Postby ironlady » 20 May 2012, 02:36

No, literacy is not a part of language acquisition. Language acquisition is purely that -- acquiring language. Acquiring. You can't acquire literacy. There is no universal brain mechanism for acquiring the ability to read, that occurs without intervention in everyone surrounded by a print-rich environment.
Literacy is a part of becoming proficient in a language, if your goal involves reading and writing. There are, however, plenty of people who want to acquire Chinese without being particularly concerned about reading and writing, or about writing (some want to be able to read but aren't worried about writing). And there are all points along the spectrum of writing, too: written by hand from memory, by hand from a writing aid, by computer).

Chinese literacy -- learning to read and write Chinese -- is more challenging than learning to read and write an alphabetic language, obviously. There is not as easily circumscribed a set of symbols where you can say "There, I know those!" It is more challenging (though getting easier with modern technology) to find information about unknowns in a text (well, I learned to read back in the 1980s when it was about an 80% probability I would be able to find any given character in the dictionary if I wanted to look it up and didn't know how to pronounce it; contrast that with today's Pleco dictionary and its character recognition from photos!) But still not as simple as dealing with an alphabet.

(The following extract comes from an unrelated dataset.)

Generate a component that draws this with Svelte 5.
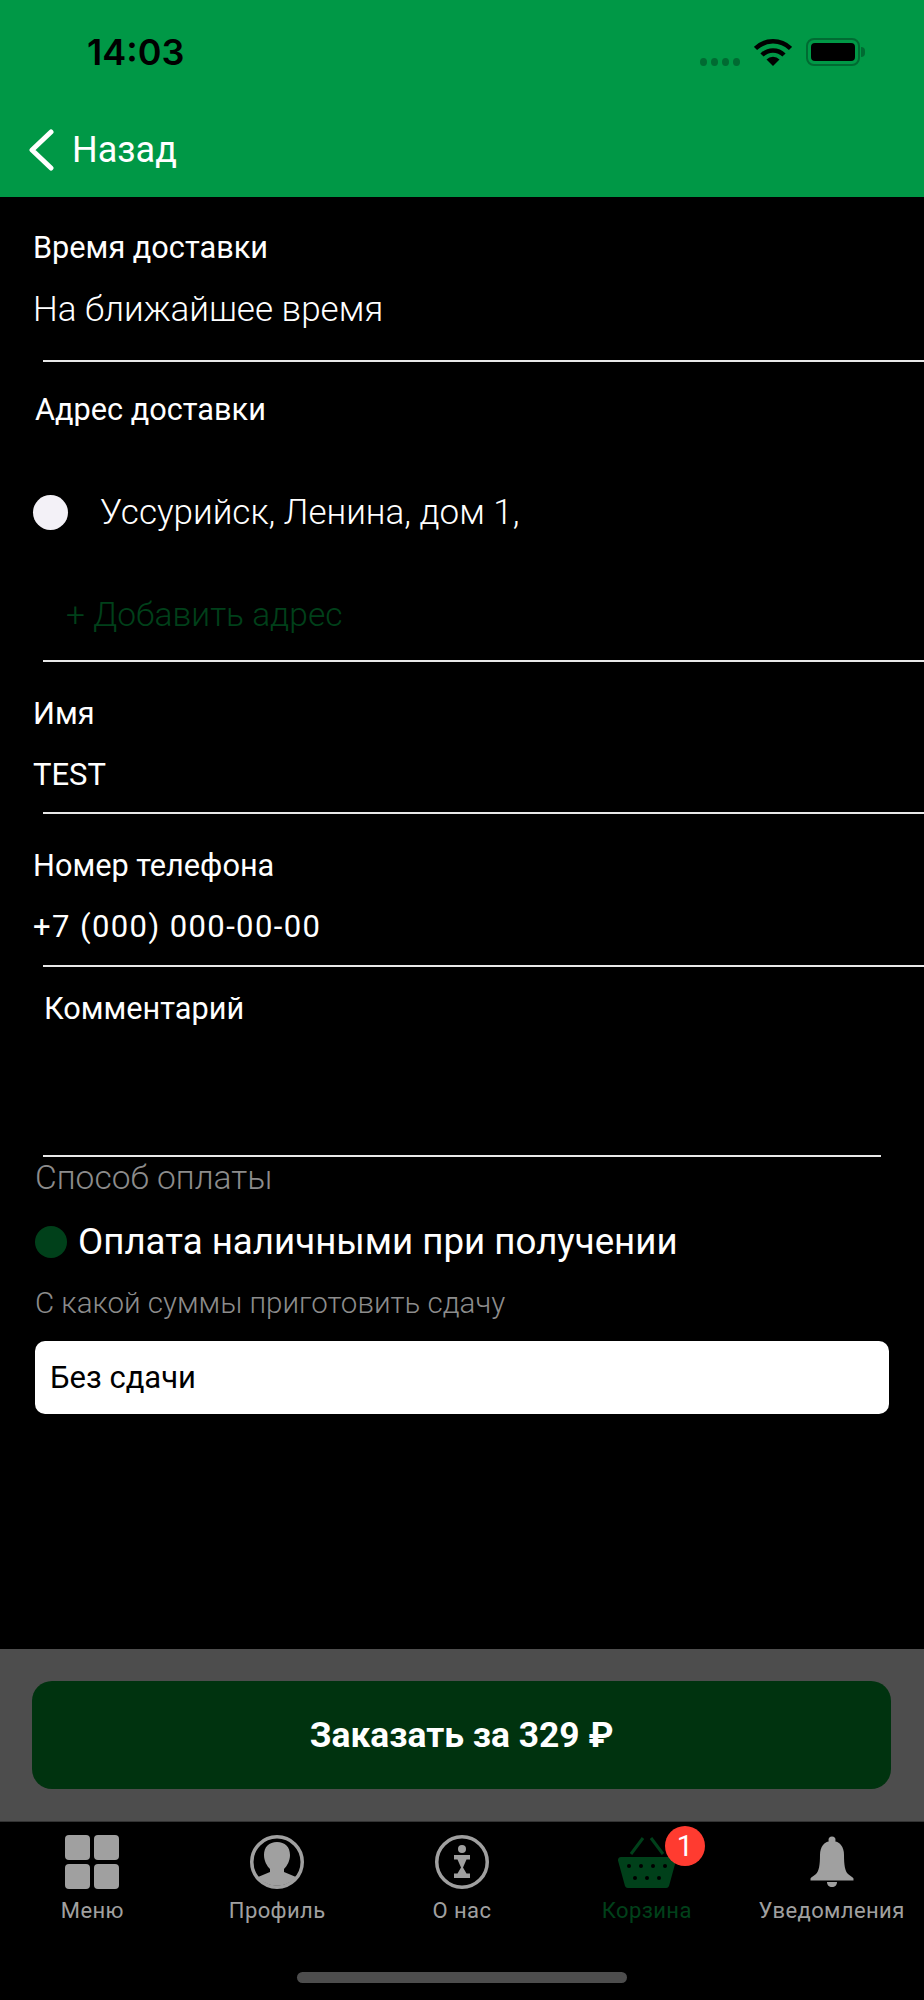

The methodological comments still hold, though. It is far, far easier to teach someone to read a language that they are fluent in than to get them to read a language they haven't mastered -- yet that's what is done in most Chinese classes. Students are required to read (often out loud) language they have barely begun to work with. It's not "in their heads". They can't read a sentence and stop and say, "Hey, that last word doesn't make sense there. Let me look at that character again and make a different guess." That is the kind of error correction we are seeing when teaching reading with CI-friendly methods. It was really exciting to see novice-level Chinese students reading and actually getting impatient when we'd ask them what a sentence meant. "Duh! I know what it means. I'm just trying to read it!"

To do that, though, at present teachers have to actually write the reading materials, OR start with the reading materials already selected and teach the language included in the readings, specifically. You could get the same effect using the standard textbook "reading passage" if you took the time to have students really acquire the language before reading it, but that's not part of the communicative teaching model, so that's not what happens the majority of the time. And so it is that Chinese literacy is made more difficult than it needs to be.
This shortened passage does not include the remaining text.